** Start **

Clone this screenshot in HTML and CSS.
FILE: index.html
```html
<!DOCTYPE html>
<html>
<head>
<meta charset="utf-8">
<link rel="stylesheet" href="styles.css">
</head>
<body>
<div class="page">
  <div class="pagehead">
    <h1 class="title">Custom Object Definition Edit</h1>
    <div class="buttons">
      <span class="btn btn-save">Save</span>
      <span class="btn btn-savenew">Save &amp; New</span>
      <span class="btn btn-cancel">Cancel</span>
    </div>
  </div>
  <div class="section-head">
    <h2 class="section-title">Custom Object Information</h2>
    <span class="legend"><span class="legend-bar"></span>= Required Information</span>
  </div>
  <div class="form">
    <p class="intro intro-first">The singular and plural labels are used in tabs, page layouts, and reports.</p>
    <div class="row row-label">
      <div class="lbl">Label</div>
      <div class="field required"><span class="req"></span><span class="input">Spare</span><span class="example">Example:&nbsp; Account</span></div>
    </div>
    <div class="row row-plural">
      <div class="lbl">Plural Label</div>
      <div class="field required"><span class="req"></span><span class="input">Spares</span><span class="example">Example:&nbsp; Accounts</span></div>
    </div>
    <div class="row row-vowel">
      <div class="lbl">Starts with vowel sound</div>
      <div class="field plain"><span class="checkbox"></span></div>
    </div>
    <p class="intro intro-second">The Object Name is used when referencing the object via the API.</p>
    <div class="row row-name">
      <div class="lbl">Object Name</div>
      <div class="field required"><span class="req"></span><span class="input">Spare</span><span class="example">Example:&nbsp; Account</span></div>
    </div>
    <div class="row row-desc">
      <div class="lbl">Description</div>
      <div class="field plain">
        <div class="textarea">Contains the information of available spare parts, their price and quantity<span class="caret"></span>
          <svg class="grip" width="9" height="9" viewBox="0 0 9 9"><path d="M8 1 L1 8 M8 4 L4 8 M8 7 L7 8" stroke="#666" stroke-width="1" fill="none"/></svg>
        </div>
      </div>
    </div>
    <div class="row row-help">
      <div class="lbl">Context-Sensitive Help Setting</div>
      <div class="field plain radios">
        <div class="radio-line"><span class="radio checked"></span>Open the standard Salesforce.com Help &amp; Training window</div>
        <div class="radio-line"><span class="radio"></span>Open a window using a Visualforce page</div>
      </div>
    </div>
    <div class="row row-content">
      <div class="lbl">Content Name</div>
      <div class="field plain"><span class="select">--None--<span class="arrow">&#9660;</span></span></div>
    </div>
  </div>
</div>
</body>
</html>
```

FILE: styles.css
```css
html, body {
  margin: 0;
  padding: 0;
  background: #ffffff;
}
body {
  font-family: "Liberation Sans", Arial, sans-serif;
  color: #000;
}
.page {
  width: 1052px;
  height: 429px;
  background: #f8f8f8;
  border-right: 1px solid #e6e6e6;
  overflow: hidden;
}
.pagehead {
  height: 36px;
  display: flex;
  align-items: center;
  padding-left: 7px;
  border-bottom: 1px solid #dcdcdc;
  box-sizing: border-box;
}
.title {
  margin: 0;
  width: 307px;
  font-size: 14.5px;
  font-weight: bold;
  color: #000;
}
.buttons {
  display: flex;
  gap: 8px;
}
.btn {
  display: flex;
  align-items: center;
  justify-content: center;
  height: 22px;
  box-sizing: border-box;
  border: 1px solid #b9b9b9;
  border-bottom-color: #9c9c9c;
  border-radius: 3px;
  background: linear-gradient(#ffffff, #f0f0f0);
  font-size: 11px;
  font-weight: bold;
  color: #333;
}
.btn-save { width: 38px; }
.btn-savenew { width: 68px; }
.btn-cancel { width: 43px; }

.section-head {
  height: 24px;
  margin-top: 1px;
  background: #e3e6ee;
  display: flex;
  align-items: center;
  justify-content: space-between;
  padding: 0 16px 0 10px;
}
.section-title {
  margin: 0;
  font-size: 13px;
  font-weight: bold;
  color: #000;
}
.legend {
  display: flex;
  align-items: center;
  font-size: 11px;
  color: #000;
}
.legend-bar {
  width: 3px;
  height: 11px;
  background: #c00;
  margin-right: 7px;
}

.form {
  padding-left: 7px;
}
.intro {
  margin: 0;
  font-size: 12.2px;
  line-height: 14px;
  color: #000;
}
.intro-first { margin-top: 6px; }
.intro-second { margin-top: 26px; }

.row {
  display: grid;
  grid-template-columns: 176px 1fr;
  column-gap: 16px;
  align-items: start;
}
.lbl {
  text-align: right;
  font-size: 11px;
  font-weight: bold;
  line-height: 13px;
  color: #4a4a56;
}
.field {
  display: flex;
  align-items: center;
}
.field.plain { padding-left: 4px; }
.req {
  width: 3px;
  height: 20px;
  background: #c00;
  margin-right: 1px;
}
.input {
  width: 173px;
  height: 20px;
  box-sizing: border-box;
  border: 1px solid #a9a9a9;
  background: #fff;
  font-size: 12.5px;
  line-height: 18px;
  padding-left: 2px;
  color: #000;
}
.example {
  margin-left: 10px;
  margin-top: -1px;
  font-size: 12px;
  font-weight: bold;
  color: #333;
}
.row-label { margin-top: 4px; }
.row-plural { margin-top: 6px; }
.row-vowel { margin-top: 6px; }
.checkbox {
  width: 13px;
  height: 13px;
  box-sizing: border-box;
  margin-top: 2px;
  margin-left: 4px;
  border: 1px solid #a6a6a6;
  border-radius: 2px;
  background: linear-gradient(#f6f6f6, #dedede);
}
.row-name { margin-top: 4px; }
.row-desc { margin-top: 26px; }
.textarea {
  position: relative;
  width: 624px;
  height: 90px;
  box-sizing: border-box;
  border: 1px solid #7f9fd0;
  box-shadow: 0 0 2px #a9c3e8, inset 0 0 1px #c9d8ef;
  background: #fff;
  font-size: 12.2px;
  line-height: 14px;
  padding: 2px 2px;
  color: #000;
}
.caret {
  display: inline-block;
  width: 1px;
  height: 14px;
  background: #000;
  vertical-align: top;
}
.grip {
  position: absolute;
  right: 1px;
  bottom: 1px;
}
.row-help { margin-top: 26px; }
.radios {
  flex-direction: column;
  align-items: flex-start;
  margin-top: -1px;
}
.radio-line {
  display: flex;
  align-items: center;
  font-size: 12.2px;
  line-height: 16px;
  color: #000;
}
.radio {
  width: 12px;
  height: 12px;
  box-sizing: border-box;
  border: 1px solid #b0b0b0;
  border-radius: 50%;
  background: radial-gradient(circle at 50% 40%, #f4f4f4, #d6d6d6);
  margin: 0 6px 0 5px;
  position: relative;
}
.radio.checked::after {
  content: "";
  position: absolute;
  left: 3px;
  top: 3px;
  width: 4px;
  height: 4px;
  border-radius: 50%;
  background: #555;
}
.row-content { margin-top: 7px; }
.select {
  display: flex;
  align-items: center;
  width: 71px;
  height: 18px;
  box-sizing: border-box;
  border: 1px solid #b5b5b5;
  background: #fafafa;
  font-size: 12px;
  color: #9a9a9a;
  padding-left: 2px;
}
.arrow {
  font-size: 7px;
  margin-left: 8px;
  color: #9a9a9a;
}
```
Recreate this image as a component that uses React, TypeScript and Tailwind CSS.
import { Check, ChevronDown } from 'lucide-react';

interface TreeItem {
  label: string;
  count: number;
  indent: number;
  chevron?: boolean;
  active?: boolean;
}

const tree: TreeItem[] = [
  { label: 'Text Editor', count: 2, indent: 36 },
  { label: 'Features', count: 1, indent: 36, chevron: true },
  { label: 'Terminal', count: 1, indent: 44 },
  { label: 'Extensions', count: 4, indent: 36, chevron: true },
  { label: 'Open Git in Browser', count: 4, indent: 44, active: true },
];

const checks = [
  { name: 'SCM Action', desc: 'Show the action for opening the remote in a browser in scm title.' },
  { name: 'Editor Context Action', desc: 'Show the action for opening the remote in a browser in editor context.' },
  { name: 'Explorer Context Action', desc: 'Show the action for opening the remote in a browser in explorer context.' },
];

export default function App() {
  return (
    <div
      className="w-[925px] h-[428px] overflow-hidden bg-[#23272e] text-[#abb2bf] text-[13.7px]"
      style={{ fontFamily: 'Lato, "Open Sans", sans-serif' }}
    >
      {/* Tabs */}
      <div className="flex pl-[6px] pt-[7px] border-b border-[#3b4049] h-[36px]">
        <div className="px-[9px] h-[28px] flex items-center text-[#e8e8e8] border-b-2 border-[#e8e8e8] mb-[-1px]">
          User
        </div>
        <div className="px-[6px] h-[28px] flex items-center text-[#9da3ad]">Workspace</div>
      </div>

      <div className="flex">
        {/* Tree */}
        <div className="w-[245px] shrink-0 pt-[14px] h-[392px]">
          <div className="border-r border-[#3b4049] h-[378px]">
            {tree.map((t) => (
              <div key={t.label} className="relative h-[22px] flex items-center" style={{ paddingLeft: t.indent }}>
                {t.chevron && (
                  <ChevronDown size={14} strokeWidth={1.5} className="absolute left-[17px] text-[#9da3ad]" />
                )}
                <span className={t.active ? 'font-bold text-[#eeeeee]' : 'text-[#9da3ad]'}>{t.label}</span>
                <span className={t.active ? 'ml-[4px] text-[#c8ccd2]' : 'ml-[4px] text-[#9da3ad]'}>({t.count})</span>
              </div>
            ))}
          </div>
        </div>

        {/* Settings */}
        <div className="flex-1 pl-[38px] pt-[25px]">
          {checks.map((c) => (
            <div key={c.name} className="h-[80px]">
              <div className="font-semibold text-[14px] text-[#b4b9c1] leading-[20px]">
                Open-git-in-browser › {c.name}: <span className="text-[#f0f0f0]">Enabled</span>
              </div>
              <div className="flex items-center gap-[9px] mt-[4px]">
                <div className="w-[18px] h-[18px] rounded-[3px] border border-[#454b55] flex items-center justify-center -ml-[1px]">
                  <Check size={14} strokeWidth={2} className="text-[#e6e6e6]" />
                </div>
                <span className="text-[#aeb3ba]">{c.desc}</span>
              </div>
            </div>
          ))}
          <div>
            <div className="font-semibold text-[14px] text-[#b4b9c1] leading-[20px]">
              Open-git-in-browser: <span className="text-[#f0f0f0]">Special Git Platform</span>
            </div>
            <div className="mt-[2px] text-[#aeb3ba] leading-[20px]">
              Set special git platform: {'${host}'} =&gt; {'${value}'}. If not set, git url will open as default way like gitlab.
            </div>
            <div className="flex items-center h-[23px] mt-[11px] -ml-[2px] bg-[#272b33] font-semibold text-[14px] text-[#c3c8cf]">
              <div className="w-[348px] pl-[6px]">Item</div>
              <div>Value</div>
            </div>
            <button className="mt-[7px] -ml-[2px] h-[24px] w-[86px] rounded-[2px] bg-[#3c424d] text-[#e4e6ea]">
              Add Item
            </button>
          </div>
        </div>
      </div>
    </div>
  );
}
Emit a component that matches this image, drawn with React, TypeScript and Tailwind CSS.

** End **

▸ Problem to solve:
Which lines hold the word "image"? Copy each of them from the records.

▸ The completed task:
Recreate this image as a component that uses React, TypeScript and Tailwind CSS.
Emit a component that matches this image, drawn with React, TypeScript and Tailwind CSS.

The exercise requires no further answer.